昨年10月に最初の着陸を予定していたが、表面が想定を上回る高さ60センチ以上の岩や険しい地形であることが判明し、延期された。探し当てた平らな着陸地点は当所の直径100メートルから同6メートルと超シビアになった。野球のマウンドは直径18フィート(約5・49メートル)。「甲子園球場のグラウンドからマウンドへの着地になった。だが、我々は甲子園のマウンドに立った」。管制室で陣頭指揮を執った津田雄一プロジェクトマネジャーは歓喜のガッツポーズ。甲子園球場を例えに熱弁をふるった津田氏は「阪神ファンではないのですが」と小声で苦笑した。

世界最高水準の緻密で高度な制御テクノロジーは完璧だった。「はやぶさ2」から送信されたデータ画像を解析した吉川真ミッションマネジャーは「マウンドなら着陸地点は、おそらくピッチャーズプレートですね」と画像を指さした。

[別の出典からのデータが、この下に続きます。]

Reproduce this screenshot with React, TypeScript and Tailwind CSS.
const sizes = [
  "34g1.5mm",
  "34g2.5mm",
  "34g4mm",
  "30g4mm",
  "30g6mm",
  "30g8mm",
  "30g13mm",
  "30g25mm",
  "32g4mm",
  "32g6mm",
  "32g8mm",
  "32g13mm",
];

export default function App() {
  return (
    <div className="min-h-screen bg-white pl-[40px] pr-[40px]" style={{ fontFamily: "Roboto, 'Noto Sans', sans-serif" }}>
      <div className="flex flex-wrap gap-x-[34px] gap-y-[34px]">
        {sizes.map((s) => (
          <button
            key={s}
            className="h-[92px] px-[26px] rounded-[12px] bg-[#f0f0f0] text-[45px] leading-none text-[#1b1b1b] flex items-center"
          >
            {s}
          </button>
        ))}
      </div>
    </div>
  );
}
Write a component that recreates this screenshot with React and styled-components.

最期は「はやぶさ2」が自力で決めた。高さ45メートル以下は地上から制御不能となる。カメラ画像や高さを自動検知して降下、着陸と同時にプロジェクタイル(弾丸)を表面に打ち込み、舞い上がった石や砂などの採取に成功したとみられる。プロジェクトメンバーは、2代目に親しみをこめて「はやツー君」と呼ぶ。「3億4000万キロのかなた、独りぼっちで複雑で正確なミッションを完璧にこなしてくれた。試料は玉手箱だけど、1回目で何らかのものは採取できたのでは」(久保田孝・研究総主幹)。

「はやツー君」は7月末までに2度の着陸採取を行う予定。2回目以降は、地表に金属を撃ち込んで人工クレーターを作り、地下の内部からの試料採取も試みる。すべてのミッションを終えた「はやツー君」が地球へ帰還するのは東京五輪後の20年末の予定だ。【大上悟】

◆小惑星「りゅうぐう」「りゅうぐう」は地球と火星との間に位置する直径約900メートルの小惑星だ。地球からは3億4000万キロ離れており、「はやぶさ2」に指令を伝えるまで片道約20分かかる。今回の降下速度では高度500メートルを切ると地上からの指令が間に合わなくなる可能性があり、「高度45メートルを切ると電波が届かない」(久保田孝・研究総主幹)。「りゅうぐう」には太陽系が誕生した約46億年前の名残をとどめた物質が残っていると推察されている。採取された試料によって太陽系の誕生にまつわる謎の解明が期待されている。